Nello stesso anno, il Capo del Governo, Alcide De Gasperi, promuove don Carlo consulente della Presidenza del Consiglio per il problema dei mutilatini di guerra. Da questo momento uno dopo l’altro, aprono nuovi collegi: Parma (1949), Pessano (1949), Torino (1950), Inverigo (1950), Roma (1950), Salerno (1950), Pozzolatico (1951).

Nel 1951 la Federazione Pro Infanzia Mutilata viene sciolta e tutti i beni e le attività vengono attribuiti al nuovo soggetto giuridico creato da don Gnocchi: la Fondazione Pro Juventute,riconosciuta con Decreto del Presidente della Repubblica l’11 febbraio 1952.

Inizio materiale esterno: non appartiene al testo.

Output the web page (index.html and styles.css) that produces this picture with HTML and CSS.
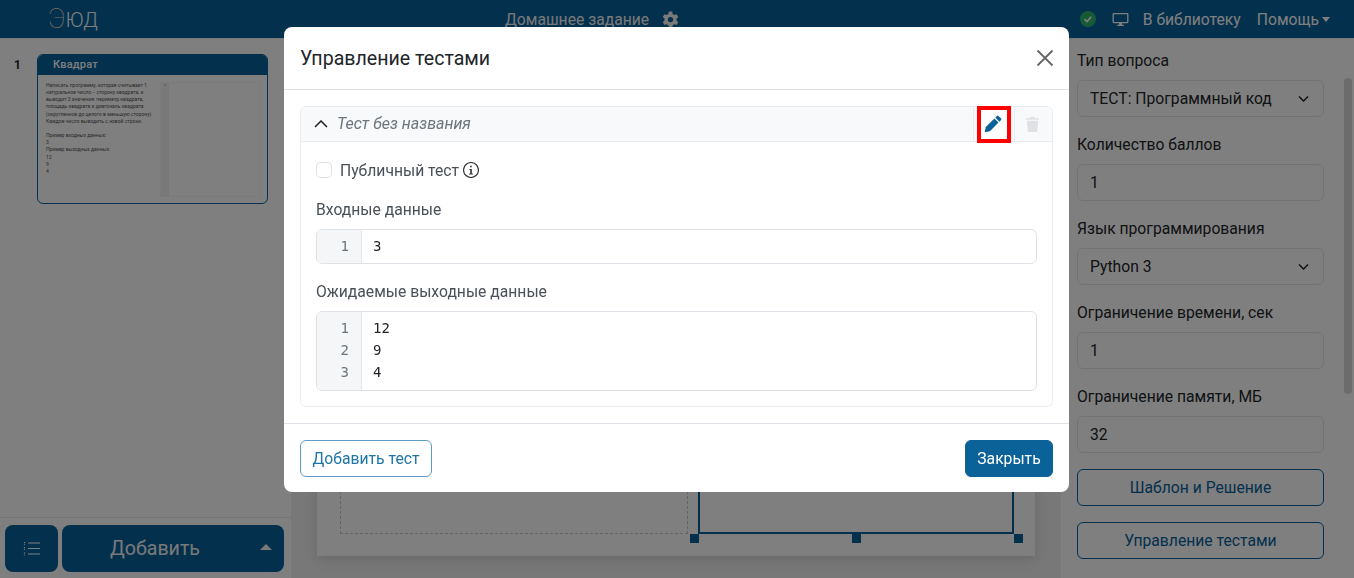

Nel 1955 don Carlo lancia la sua ultima grande sfida: si tratta di costruire un moderno Centro che costituisca la sintesi della sua metodologia riabilitativa. Nel settembre dello stesso anno, alla presenza del Capo dello Stato, Giovanni Gronchi, viene posata la prima pietra della nuova struttura, nei pressi dello stadio di S. Siro, a Milano.

Don Carlo, minato da una malattia incurabile, non riuscirà a vedere completata l’opera nella quale aveva investito le maggiori energie: il 28 febbraio 1956, la morte lo raggiunge prematuramente presso la Columbus, una clinica di Milano dove era da tempo ricoverato per una grave forma di tumore.

I funerali furono grandiosi per partecipazione e commozione: quattro alpini a sorreggere la bara, altri a portare sulle spalle i piccoli mutilatini in lacrime.

Poi la commozione degli amici e conoscenti, centomila persone a gremire il Duomo e la piazza e l’intera città di Milano listata a lutto. Così il 1° marzo 1956 l’arcivescovo Montini (fututo Papa Paolo VI) celebrava i funerali di don Carlo.

Tutti i testimoni ricordano che correva per la cattedrale una specie di parola d’ordine: “Era un santo, è morto un santo”.

Durante il rito, fu portato al microfono un bambino che disse : “Prima ti dicevo: ciao don Carlo. Adesso ti dico: ciao, san Carlo”. Ci fu un’ovazione.

L’ultimo suo gesto profetico è la donazione delle cornee a due ragazzi non vedenti – Silvio Colagrande e Amabile Battistello – quando in Italia il trapianto di organi non era ancora disciplinato da apposite leggi. Il doppio intervento, eseguito dal prof. Cesare Galeazzi, riuscì perfettamente. La generosità di don Carlo anche in punto di morte e l’enorme impatto che il trapianto ebbe sull’opinione pubblica impressero un’accelerazione decisiva al dibattito. Tant’è che nel giro di poche settimane venne varata una legge ad hoc.

Don Carlo Gnocchi è diventato ufficialmente beato il 25 ottobre 2009, nel corso di una solenne cerimonia che si è tenuta in piazza Duomo a Milano davanti a 50 mila fedeli, presieduta dall’arcivescovo di Milano, Cardinale Dionigi Tettamanzi.